Prétendant à des fondements légitimes et absolutistes ( présentés comme universaux ) en fait fondés sur un absolu invérifiable, d’ordre mystique (écoutons le président Bush déclarer sur la Bible qu’il incarne la vérité et le bien au nom de Dieu face à "l’obscurantisme" représenté par les musulmans notamment, dans un affrontement dialectique qui, en fait, présente des positions comparables dans leur enracinement autiste). Au nom de principes théoriques apparemment inattaquables (liberté, égalité, fraternité, démocratie, tolérance, respect de la vie et de l’environnement) cette civilisation péremptoire assène ses embargos, interdit l’accès à tel ou tel à l’arme atomique qu’elle a utilisée il n’y a pas si longtemps du côté de Hiroshima et Nagasaki, décrète ce qui est juste en matière de mœurs et ce qui ne l’est pas (oui au string et au porno, non au voile, le tout au nom de la dignité des femmes).

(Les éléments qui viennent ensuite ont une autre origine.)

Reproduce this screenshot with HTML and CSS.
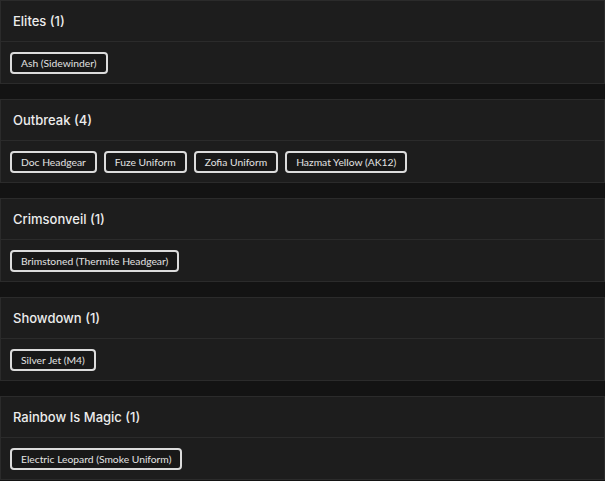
FILE: index.html
```html
<!DOCTYPE html>
<html>
<head>
<meta charset="utf-8">
<link rel="stylesheet" href="styles.css">
</head>
<body>
<div class="list">
  <section class="card">
    <div class="card-head">Elites (1)</div>
    <div class="card-body">
      <span class="tag">Ash (Sidewinder)</span>
    </div>
  </section>
  <section class="card">
    <div class="card-head">Outbreak (4)</div>
    <div class="card-body">
      <span class="tag">Doc Headgear</span>
      <span class="tag">Fuze Uniform</span>
      <span class="tag">Zofia Uniform</span>
      <span class="tag">Hazmat Yellow (AK12)</span>
    </div>
  </section>
  <section class="card">
    <div class="card-head">Crimsonveil (1)</div>
    <div class="card-body">
      <span class="tag">Brimstoned (Thermite Headgear)</span>
    </div>
  </section>
  <section class="card">
    <div class="card-head">Showdown (1)</div>
    <div class="card-body">
      <span class="tag">Silver Jet (M4)</span>
    </div>
  </section>
  <section class="card">
    <div class="card-head">Rainbow Is Magic (1)</div>
    <div class="card-body">
      <span class="tag">Electric Leopard (Smoke Uniform)</span>
    </div>
  </section>
</div>
</body>
</html>
```
FILE: styles.css
```css
html, body {
  margin: 0;
  padding: 0;
  background: #131313;
}
body {
  font-family: "Inter", "Open Sans", sans-serif;
  color: #e6e6e6;
}
.list {
  display: flex;
  flex-direction: column;
  gap: 15px;
}
.card {
  background: #1d1d1d;
  border: 1px solid #2b2b2b;
}
.card-head {
  height: 41px;
  box-sizing: border-box;
  padding: 0 12px 1px;
  display: flex;
  align-items: center;
  font-size: 13px;
  font-weight: 500;
  color: #ececec;
  border-bottom: 1px solid #2b2b2b;
}
.card-body {
  height: 41px;
  box-sizing: border-box;
  padding: 10px 9px 9px;
  display: flex;
  gap: 7px;
}
.tag {
  display: inline-flex;
  align-items: center;
  height: 22px;
  box-sizing: border-box;
  padding: 0 9px;
  border: 2px solid #dcdcdc;
  border-radius: 4px;
  background: #181818;
  font-family: "Lato", "Open Sans", sans-serif;
  font-size: 10.3px;
  color: #e2e2e2;
  white-space: nowrap;
}
```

La mondialisation impulsée par l’Occident (et lui fournissant son ossature essentielle) implique un nouveau capitalisme invitant à l’abdication de toute critique (renvoyée aux totalitarismes "alternatifs"). Aucun amendement, aucune vision résistante ne sont envisagés.
L’économie de marché, forte de ses "performances" (nonobstant ses marges d’exclusion de plus en plus criantes) n’aspire guère à s’interroger, à réguler ou interrompre son flux d’énergie. Nous ne trouvons pas d’autre modèle de production ne menant pas à la catastrophe, tel est l’argument des laudateurs de ce système qui ont le champ libre en l’absence de contre pouvoirs crédibles. Les libertés impliquent des limitations, une éthique, des valeurs et c’est bien par cette absence que souffre le système. La rentabilité et l’intérêt des salariés et au final des horizons sociaux ne semblent plus nécessairement coïncider. Cette dissociation ne pourra être résolue par le système lui-même comme certains libéraux utopistes le pensent. D’autres affirment que les inégalités de fait diminuent sous l’influence du capitalisme, mais si les chiffres bruts n’invalident pas cette théorie, ils ne suffisent pas à éluder la sécrétion intrinsèque d’exclusion propre à ce système. Les équilibres liés à l’enrichissement des financiers et des actionnaires sont des équilibres précaires et qui violentent régulièrement la dignité des individus (qui au passage ne participent que peu ou le plus souvent pas du tout aux décisions stratégiques les concernant.
En valeur absolue la précarité décroît mais est fondée sur une précarité consubstantielle. Les réactions hostiles de nature identitaires, protectionnistes, régionalistes, ethniques et autres sont à la mesure de cette prise de conscience : le système qui régit les collectivités occidentales est perverti.
Un inventaire doit être fait, le néo-féodalisme libéral ne pourra l’interdire. L’insolidarité organique produite par l’ultra libéralisme basé sur des intérêts particuliers, amoraux et avides grandit, la financiarisation de l’économie ronge les liens, les relations, et l’isolation des individus s’approfondit face à la machinerie économique générale subdivisée à l’infini. Le salarié, l’agent productif est désormais livré à l’insécurité maximale et par sa précarité assure le confort des finances. Chosifié, instrumentalisé, l’homme sert comme jamais la monnaie et non l’inverse. Le démantèlement des identités est donc ce qui permet la marge d’ajustement. L’intégration sociale est donc non pas la visée première mais secondaire du modèle culturel occidental. Le capitalisme actuel n’est pas dans une logique d’échange mais de domination pure, tant sur un plan interne qu’externe. Les marchés eux-mêmes sont menacés par cette position en quelque sorte ontologique. Le capitalisme en place (que l’on pourrait juger fondamentaliste et intégriste car totalisant) est finalement d’essence autoritaire sourde et subtile. La réciprocité, le lien et le sens sont détruits par la marchandisation intégrale de l’homme et de l’être (l’eau commence à être privatisée et pourquoi pas l’air sous peu).
Le retour du refoulé de cette situation parle pour le corps social malade via la dépression nerveuse, individuelle et collective (se reporter aux taux de suicide, à la prise d’antidépresseurs et à la violence urbaine en Occident). L’omc ne régule rien, elle gère le désastre culturel. Les élites elles aussi gèrent (assez souvent cyniquement voir le sang contaminé, et plus régulièrement encore dans l’affolement et l’improvisation), les médias orchestrant le tout en un "attrayant" spectacle (fort rentable lui aussi au niveau audimat).
Dans les années qui viennent, nous nous trouverons à un carrefour historique, nous aurons rendez-vous avec notre inhumanité, avec notre délire barbare super technicisé, non régulé, non sensé, non pensé et au total non désiré.